● **SUPPLIED ENTRIES**
start
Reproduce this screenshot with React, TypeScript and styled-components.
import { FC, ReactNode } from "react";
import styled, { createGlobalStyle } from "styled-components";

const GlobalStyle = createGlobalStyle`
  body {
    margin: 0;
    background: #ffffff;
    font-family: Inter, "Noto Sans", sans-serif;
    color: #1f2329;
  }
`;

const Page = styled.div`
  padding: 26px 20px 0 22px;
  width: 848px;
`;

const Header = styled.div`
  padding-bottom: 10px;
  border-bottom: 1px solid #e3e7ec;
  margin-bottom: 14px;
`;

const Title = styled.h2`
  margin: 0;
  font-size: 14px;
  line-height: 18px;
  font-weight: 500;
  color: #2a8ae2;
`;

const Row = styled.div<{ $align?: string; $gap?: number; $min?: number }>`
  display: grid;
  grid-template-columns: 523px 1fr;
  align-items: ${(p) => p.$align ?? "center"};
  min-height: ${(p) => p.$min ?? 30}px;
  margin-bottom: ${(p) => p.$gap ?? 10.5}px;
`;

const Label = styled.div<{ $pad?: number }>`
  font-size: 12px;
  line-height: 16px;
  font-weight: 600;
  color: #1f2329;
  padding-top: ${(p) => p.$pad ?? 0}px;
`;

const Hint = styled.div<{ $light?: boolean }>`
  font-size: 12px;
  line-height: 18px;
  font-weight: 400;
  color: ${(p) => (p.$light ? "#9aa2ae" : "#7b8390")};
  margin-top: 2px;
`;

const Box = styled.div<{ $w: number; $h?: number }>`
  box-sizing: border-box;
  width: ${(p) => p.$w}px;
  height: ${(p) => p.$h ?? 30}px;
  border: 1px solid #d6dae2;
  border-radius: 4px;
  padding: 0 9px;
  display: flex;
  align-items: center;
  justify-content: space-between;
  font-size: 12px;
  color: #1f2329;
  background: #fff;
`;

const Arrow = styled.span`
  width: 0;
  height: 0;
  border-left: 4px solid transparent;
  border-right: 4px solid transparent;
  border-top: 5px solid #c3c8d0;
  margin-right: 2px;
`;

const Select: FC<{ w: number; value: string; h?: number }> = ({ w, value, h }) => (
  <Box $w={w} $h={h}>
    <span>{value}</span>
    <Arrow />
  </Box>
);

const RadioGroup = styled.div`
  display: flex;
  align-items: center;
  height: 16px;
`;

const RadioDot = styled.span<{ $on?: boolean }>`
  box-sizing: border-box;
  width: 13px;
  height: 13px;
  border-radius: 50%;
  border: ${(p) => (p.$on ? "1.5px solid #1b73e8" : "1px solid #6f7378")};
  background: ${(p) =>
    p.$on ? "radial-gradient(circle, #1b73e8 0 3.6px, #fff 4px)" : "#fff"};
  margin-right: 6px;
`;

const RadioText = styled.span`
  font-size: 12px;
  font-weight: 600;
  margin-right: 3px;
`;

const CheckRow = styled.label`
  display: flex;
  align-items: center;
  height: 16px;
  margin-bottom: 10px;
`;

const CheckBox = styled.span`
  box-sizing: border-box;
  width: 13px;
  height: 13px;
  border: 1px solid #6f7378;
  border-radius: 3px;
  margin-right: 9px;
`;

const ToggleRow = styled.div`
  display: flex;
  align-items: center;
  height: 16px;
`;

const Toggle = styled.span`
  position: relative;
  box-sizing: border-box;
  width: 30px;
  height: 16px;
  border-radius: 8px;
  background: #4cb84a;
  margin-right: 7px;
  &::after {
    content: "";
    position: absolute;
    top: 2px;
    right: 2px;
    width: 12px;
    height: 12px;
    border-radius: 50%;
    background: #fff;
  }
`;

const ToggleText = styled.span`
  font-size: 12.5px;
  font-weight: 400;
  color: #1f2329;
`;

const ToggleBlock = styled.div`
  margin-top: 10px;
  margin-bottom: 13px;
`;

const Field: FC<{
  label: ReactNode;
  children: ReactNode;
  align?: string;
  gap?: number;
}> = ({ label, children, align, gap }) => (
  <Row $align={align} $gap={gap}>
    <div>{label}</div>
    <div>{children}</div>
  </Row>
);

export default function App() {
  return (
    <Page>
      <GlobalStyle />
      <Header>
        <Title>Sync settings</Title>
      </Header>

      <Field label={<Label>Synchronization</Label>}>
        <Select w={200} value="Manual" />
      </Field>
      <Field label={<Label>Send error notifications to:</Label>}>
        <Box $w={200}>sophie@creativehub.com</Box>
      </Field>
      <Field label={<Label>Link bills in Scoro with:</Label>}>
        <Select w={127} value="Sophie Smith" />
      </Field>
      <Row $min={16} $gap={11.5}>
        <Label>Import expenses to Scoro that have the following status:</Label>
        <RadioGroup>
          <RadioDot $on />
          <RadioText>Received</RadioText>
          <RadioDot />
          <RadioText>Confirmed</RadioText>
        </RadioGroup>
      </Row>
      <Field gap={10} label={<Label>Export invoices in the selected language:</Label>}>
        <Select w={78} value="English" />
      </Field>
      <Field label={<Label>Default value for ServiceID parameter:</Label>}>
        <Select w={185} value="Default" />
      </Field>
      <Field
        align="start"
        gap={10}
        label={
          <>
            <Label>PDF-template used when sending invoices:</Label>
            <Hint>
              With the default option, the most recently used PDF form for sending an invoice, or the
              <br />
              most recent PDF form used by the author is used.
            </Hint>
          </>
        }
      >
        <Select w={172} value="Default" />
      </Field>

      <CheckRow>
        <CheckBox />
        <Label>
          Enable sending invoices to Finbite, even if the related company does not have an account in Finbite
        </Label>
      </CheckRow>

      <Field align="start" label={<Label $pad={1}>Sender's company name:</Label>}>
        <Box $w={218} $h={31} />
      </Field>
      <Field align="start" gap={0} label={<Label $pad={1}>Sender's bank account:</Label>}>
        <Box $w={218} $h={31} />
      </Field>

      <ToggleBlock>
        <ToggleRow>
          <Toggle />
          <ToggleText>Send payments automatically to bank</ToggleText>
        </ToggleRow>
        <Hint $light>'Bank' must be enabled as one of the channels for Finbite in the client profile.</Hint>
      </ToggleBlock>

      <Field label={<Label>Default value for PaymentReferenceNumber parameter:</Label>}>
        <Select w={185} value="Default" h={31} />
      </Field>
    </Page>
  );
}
end
start
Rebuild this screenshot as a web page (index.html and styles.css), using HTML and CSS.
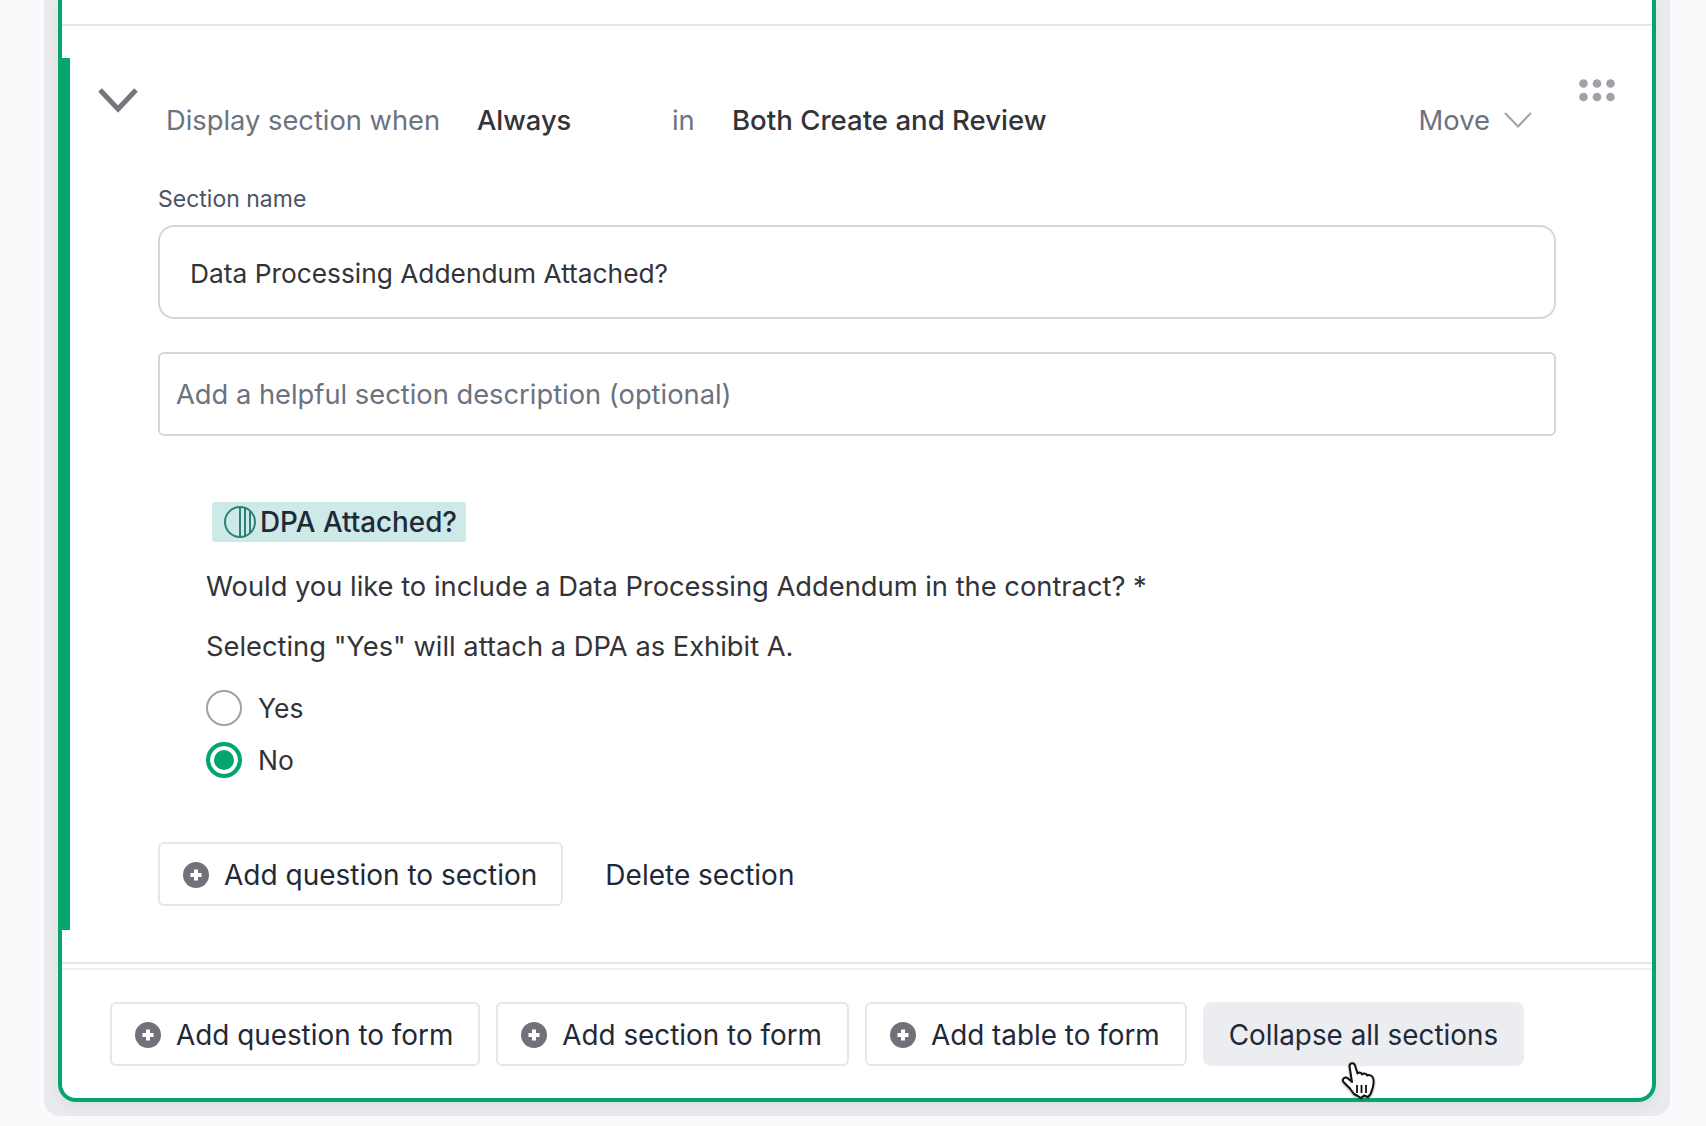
end
Check each line of the entries above, and show every one holding the word "this".

Reproduce this screenshot with React, TypeScript and styled-components.
Rebuild this screenshot as a web page (index.html and styles.css), using HTML and CSS.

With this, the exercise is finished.